At The Center for Contemplative Mind in Society, we have been encouraging people to deepen their own practices, whatever they are, and from that, they'll know how to bring it into their classrooms.

One of our board members, Michelle Chatman, is a professor at the University of the District of Columbia. Most of her students are African American. Her own practice comes from the Yoruba tradition, and from what I understand, the honoring of ancestors is central to that tradition. She knew that she couldn't bring Yoruba practice into a secular classroom, but she wanted to bring the spirit of it in.

In her anthropology class, she had her students each create a family tree. First, she had them sit quietly and remember different members of their family and just feel themselves rooted in their family. Then they drew the tree and put on as many members as they knew. Through that they saw how much they knew and how much they didn't know about their family. Then she had them do contemplative interviews with the people on their tree that they could reach. They came back into the classroom and shared with each other what they discovered.

They did all this in a way that allowed them quiet space to express themselves and to look at whatever emotions arose. She reported it was really powerful and very effective. 

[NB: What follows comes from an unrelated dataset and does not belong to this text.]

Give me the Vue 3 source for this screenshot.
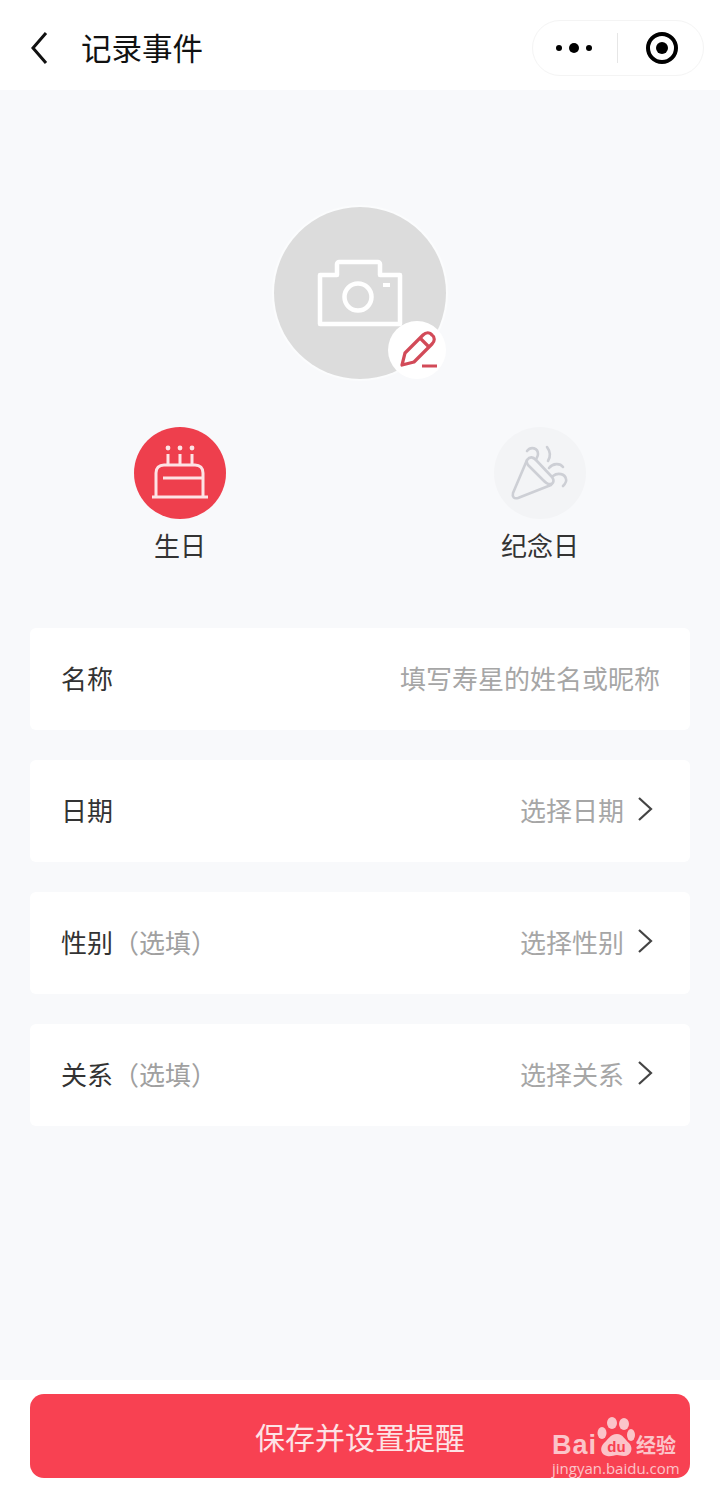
<template>
  <div class="page">
    <div class="nav">
      <svg class="back" viewBox="0 0 24 36" width="24" height="36">
        <path d="M19 3 L6 18 L19 33" fill="none" stroke="#111" stroke-width="3" />
      </svg>
      <div class="nav-title">记录事件</div>
      <div class="capsule">
        <svg viewBox="0 0 40 16" width="40" height="16">
          <circle cx="5" cy="8" r="3" fill="#000" />
          <circle cx="20" cy="8" r="5" fill="#000" />
          <circle cx="35" cy="8" r="3" fill="#000" />
        </svg>
        <div class="capsule-line"></div>
        <svg viewBox="0 0 34 34" width="34" height="34">
          <circle cx="17" cy="17" r="14" fill="none" stroke="#000" stroke-width="4" />
          <circle cx="17" cy="17" r="6" fill="#000" />
        </svg>
      </div>
    </div>

    <div class="avatar-wrap">
      <div class="avatar">
        <svg viewBox="0 0 86 68" width="86" height="68">
          <path d="M3 16 H20 V5 C20 4 21 3 22 3 H61 C62 3 63 4 63 5 V16 H83 V65 H3 Z" fill="none" stroke="#fff" stroke-width="4.5" stroke-linejoin="round" />
          <circle cx="41" cy="38" r="13.5" fill="none" stroke="#fff" stroke-width="4.5" />
          <rect x="66" y="24" width="7" height="4" fill="#fff" />
        </svg>
        <div class="edit-badge">
          <svg viewBox="0 0 44 44" width="44" height="44">
            <g fill="none" stroke="#d24a58" stroke-width="3.2" transform="translate(2 1)">
              <path d="M5 36 L8 24 L26 6 C29 3 33 3 35 6 C38 8 38 12 35 15 L17 33 Z" stroke-linejoin="round" />
              <path d="M23 9 L32 18" />
            </g>
            <path d="M27 38 H42" fill="none" stroke="#d24a58" stroke-width="3" />
          </svg>
        </div>
      </div>
    </div>

    <div class="types">
      <div class="type">
        <div class="type-icon active">
          <svg viewBox="0 0 60 60" width="60" height="60">
            <g fill="none" stroke="#fde3e5" stroke-width="3">
              <path d="M2 54 H58" />
              <path d="M6 54 V30 C6 25 9 22 14 22 H45 C50 22 53 25 53 30 V54" />
              <path d="M13 35 H53" />
              <path d="M18 22 V11 M30 22 V11 M42 22 V11" />
            </g>
            <circle cx="18" cy="5" r="2.4" fill="#fde3e5" />
            <circle cx="30" cy="5" r="2.4" fill="#fde3e5" />
            <circle cx="42" cy="5" r="2.4" fill="#fde3e5" />
          </svg>
        </div>
        <div class="type-label">生日</div>
      </div>
      <div class="type">
        <div class="type-icon muted">
          <svg viewBox="0 0 60 60" width="60" height="60">
            <g fill="none" stroke="#cdcfd5" stroke-width="2.6" stroke-linecap="round" stroke-linejoin="round" transform="translate(1 3)">
              <path d="M16 14 L2 47 C1 51 3 53 7 52 L40 39" />
              <path d="M16 14 C19 10 22 11 25 14 L41 31 C44 35 42 39 38 38 C36 38 34 36 32 34 L17 19 C16 17 15 16 16 14 Z" />
              <path d="M16 5 C20 0 27 2 27 8 C27 11 25 12 25 14" />
              <path d="M36 1 C39 5 40 10 37 15" />
              <path d="M38 22 C42 17 49 17 52 21" />
              <path d="M42 30 C47 26 54 28 55 33 C56 36 54 38 52 40" />
            </g>
          </svg>
        </div>
        <div class="type-label">纪念日</div>
      </div>
    </div>

    <div class="form">
      <div v-for="row in rows" :key="row.label" class="row">
        <div class="row-label">{{ row.label }}<span v-if="row.optional" class="optional">（选填）</span></div>
        <div class="row-value">
          <span>{{ row.value }}</span>
          <svg v-if="row.arrow" class="arrow" viewBox="0 0 16 26" width="16" height="26">
            <path d="M2 2 L14 13 L2 24" fill="none" stroke="#444" stroke-width="2.2" />
          </svg>
        </div>
      </div>
    </div>

    <div class="footer">
      <div class="save-btn">保存并设置提醒</div>
    </div>

    <div class="watermark">
      <div class="wm-top">
        <span class="wm-bai">Bai</span>
        <svg class="wm-paw" viewBox="0 0 38 40" width="38" height="40">
          <ellipse cx="15" cy="6" rx="5" ry="6" />
          <ellipse cx="27" cy="7" rx="5" ry="6" />
          <ellipse cx="5" cy="16" rx="4.5" ry="6" />
          <ellipse cx="34" cy="18" rx="4" ry="6" />
          <path d="M20 17 C26 17 28 23 32 26 C37 31 34 39 27 39 C24 39 22 38 20 38 C17 38 14 40 10 39 C4 38 2 31 7 26 C11 23 13 17 20 17 Z" />
          <text x="19.5" y="35" text-anchor="middle" class="wm-du">du</text>
        </svg>
        <span class="wm-cn">经验</span>
      </div>
      <div class="wm-url">jingyan.baidu.com</div>
    </div>
  </div>
</template>

<script setup>
const rows = [
  { label: '名称', value: '填写寿星的姓名或昵称', optional: false, arrow: false },
  { label: '日期', value: '选择日期', optional: false, arrow: true },
  { label: '性别', value: '选择性别', optional: true, arrow: true },
  { label: '关系', value: '选择关系', optional: true, arrow: true }
]
</script>

<style>
html, body {
  margin: 0;
  background: #f8f9fb;
}
</style>

<style scoped>
.page {
  position: relative;
  width: 720px;
  height: 1493px;
  display: flex;
  flex-direction: column;
  overflow: hidden;
  background: #f8f9fb;
  font-family: "Noto Sans CJK SC", "Noto Sans", sans-serif;
  color: #333;
}

/* nav */
.nav {
  height: 90px;
  flex-shrink: 0;
  display: flex;
  align-items: center;
  padding: 0 16px 0 27px;
  box-sizing: border-box;
  background: #fff;
}

.back {
  margin-top: 6px;
}

.nav-title {
  margin-left: 30px;
  margin-top: 3px;
  font-size: 30.5px;
  color: #111;
}

.capsule {
  margin-left: auto;
  margin-top: 6px;
  width: 172px;
  height: 56px;
  box-sizing: border-box;
  padding: 0 24px 0 21px;
  display: flex;
  align-items: center;
  justify-content: space-between;
  border: 1px solid #f4f4f4;
  border-radius: 28px;
}

.capsule-line {
  width: 1px;
  height: 30px;
  margin-right: 5px;
  background: #e6e6e6;
}

/* avatar */
.avatar-wrap {
  display: flex;
  justify-content: center;
  padding-top: 117px;
}

.avatar {
  position: relative;
  width: 172px;
  height: 172px;
  border-radius: 50%;
  background: #dcdcdc;
  box-shadow: 0 0 0 2px #fbfcfd;
  display: flex;
  align-items: center;
  justify-content: center;
}

.edit-badge {
  position: absolute;
  left: 114px;
  top: 114px;
  width: 58px;
  height: 58px;
  border-radius: 50%;
  background: #fff;
  display: flex;
  align-items: center;
  justify-content: center;
}

/* type */
.types {
  margin-top: 48px;
  display: flex;
}

.type {
  width: 360px;
  display: flex;
  flex-direction: column;
  align-items: center;
}

.type-icon {
  width: 92px;
  height: 92px;
  border-radius: 50%;
  display: flex;
  align-items: center;
  justify-content: center;
}

.type-icon.active {
  background: #ee3f4d;
}

.type-icon.muted {
  background: #f3f4f6;
}

.type-label {
  margin-top: 7px;
  font-size: 26px;
  line-height: 38px;
  color: #333;
}

/* form */
.form {
  margin-top: 64px;
  padding: 0 30px;
  display: flex;
  flex-direction: column;
  gap: 30px;
}

.row {
  height: 102px;
  box-sizing: border-box;
  padding: 0 37px 4px 31px;
  display: flex;
  align-items: center;
  justify-content: space-between;
  background: #fff;
  border-radius: 6px;
  font-size: 26px;
}

.row-label {
  color: #333;
}

.optional {
  color: #a0a0a0;
}

.row-value {
  display: flex;
  align-items: center;
  color: #a6a6a6;
}

.row:first-child .row-value {
  margin-right: -7px;
}

.arrow {
  margin-left: 13px;
}

/* footer */
.footer {
  margin-top: auto;
  height: 113px;
  box-sizing: border-box;
  padding: 14px 30px 0;
  background: #fff;
}

.save-btn {
  height: 84px;
  line-height: 84px;
  text-align: center;
  border-radius: 14px;
  background: #f84152;
  color: #fde3e5;
  font-size: 30px;
}

/* watermark */
.watermark {
  position: absolute;
  left: 552px;
  top: 1416px;
  width: 130px;
  color: #fbc4c9;
}

.wm-top {
  display: flex;
  align-items: flex-end;
  height: 44px;
}

.wm-bai {
  font-family: "Liberation Sans", sans-serif;
  font-weight: 700;
  font-size: 27px;
  line-height: 30px;
  letter-spacing: 1px;
}

.wm-paw {
  align-self: flex-start;
  margin-top: 1px;
  fill: #fbc4c9;
}

.wm-du {
  font-family: "Liberation Sans", sans-serif;
  font-size: 15px;
  font-weight: 700;
  fill: #f84152;
}

.wm-cn {
  font-size: 20px;
  line-height: 30px;
  font-weight: 700;
  margin-left: 1px;
  white-space: nowrap;
}

.wm-url {
  margin-top: -1px;
  font-family: "Open Sans", sans-serif;
  font-size: 15px;
  line-height: 18px;
  white-space: nowrap;
}
</style>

Many contemplative practices like this one are being discovered and developed by faculty and are emerging out of their particular disciplines. The practice Chatman introduced in her classroom helps students explore and investigate their various identities, including what aspects have been repressed and what aspects they may want to celebrate. In addition, individual practice of this exercise can lead the students to a sense of the interconnection of all life.